### Instructions to follow
Write out all of the data without omission, exactly as shown.

### Supplied information
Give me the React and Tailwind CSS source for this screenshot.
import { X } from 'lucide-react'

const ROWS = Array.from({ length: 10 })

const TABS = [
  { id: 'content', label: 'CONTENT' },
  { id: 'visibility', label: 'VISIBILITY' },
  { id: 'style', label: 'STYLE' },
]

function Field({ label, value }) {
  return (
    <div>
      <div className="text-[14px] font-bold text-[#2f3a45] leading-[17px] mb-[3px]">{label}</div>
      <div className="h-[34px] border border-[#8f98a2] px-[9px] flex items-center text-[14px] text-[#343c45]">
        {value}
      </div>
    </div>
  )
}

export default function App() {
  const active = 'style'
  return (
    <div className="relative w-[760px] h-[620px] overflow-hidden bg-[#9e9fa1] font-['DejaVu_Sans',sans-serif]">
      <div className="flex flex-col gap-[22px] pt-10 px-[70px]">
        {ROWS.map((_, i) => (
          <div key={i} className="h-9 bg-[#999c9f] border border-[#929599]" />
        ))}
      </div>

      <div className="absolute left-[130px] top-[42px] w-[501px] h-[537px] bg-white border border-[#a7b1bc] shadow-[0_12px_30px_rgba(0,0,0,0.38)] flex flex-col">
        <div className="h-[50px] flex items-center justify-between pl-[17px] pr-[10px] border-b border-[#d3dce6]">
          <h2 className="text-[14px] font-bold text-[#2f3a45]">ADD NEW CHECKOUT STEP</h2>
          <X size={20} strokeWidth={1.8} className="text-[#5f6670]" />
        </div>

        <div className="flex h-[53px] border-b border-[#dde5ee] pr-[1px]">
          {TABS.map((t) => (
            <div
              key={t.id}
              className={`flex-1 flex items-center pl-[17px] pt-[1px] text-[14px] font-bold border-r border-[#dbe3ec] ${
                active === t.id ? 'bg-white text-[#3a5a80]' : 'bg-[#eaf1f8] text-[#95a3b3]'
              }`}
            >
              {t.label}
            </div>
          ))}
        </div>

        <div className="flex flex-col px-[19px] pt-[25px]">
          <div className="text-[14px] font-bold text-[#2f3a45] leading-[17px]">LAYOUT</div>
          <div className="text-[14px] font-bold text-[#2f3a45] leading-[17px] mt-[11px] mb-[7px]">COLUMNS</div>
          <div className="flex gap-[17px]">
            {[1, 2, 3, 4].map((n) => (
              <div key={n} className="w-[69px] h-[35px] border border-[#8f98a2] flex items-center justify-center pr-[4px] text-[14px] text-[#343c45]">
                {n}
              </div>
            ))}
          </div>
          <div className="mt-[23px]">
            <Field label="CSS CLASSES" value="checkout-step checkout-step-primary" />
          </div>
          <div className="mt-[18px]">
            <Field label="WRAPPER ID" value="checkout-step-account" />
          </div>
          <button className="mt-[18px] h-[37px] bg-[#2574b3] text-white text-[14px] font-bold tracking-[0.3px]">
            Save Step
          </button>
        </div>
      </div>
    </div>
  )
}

### Exercise response
Give me the React and Tailwind CSS source for this screenshot.
import { X } from 'lucide-react'

const ROWS = Array.from({ length: 10 })

const TABS = [
  { id: 'content', label: 'CONTENT' },
  { id: 'visibility', label: 'VISIBILITY' },
  { id: 'style', label: 'STYLE' },
]

function Field({ label, value }) {
  return (
    <div>
      <div className="text-[14px] font-bold text-[#2f3a45] leading-[17px] mb-[3px]">{label}</div>
      <div className="h-[34px] border border-[#8f98a2] px-[9px] flex items-center text-[14px] text-[#343c45]">
        {value}
      </div>
    </div>
  )
}

export default function App() {
  const active = 'style'
  return (
    <div className="relative w-[760px] h-[620px] overflow-hidden bg-[#9e9fa1] font-['DejaVu_Sans',sans-serif]">
      <div className="flex flex-col gap-[22px] pt-10 px-[70px]">
        {ROWS.map((_, i) => (
          <div key={i} className="h-9 bg-[#999c9f] border border-[#929599]" />
        ))}
      </div>

      <div className="absolute left-[130px] top-[42px] w-[501px] h-[537px] bg-white border border-[#a7b1bc] shadow-[0_12px_30px_rgba(0,0,0,0.38)] flex flex-col">
        <div className="h-[50px] flex items-center justify-between pl-[17px] pr-[10px] border-b border-[#d3dce6]">
          <h2 className="text-[14px] font-bold text-[#2f3a45]">ADD NEW CHECKOUT STEP</h2>
          <X size={20} strokeWidth={1.8} className="text-[#5f6670]" />
        </div>

        <div className="flex h-[53px] border-b border-[#dde5ee] pr-[1px]">
          {TABS.map((t) => (
            <div
              key={t.id}
              className={`flex-1 flex items-center pl-[17px] pt-[1px] text-[14px] font-bold border-r border-[#dbe3ec] ${
                active === t.id ? 'bg-white text-[#3a5a80]' : 'bg-[#eaf1f8] text-[#95a3b3]'
              }`}
            >
              {t.label}
            </div>
          ))}
        </div>

        <div className="flex flex-col px-[19px] pt-[25px]">
          <div className="text-[14px] font-bold text-[#2f3a45] leading-[17px]">LAYOUT</div>
          <div className="text-[14px] font-bold text-[#2f3a45] leading-[17px] mt-[11px] mb-[7px]">COLUMNS</div>
          <div className="flex gap-[17px]">
            {[1, 2, 3, 4].map((n) => (
              <div key={n} className="w-[69px] h-[35px] border border-[#8f98a2] flex items-center justify-center pr-[4px] text-[14px] text-[#343c45]">
                {n}
              </div>
            ))}
          </div>
          <div className="mt-[23px]">
            <Field label="CSS CLASSES" value="checkout-step checkout-step-primary" />
          </div>
          <div className="mt-[18px]">
            <Field label="WRAPPER ID" value="checkout-step-account" />
          </div>
          <button className="mt-[18px] h-[37px] bg-[#2574b3] text-white text-[14px] font-bold tracking-[0.3px]">
            Save Step
          </button>
        </div>
      </div>
    </div>
  )
}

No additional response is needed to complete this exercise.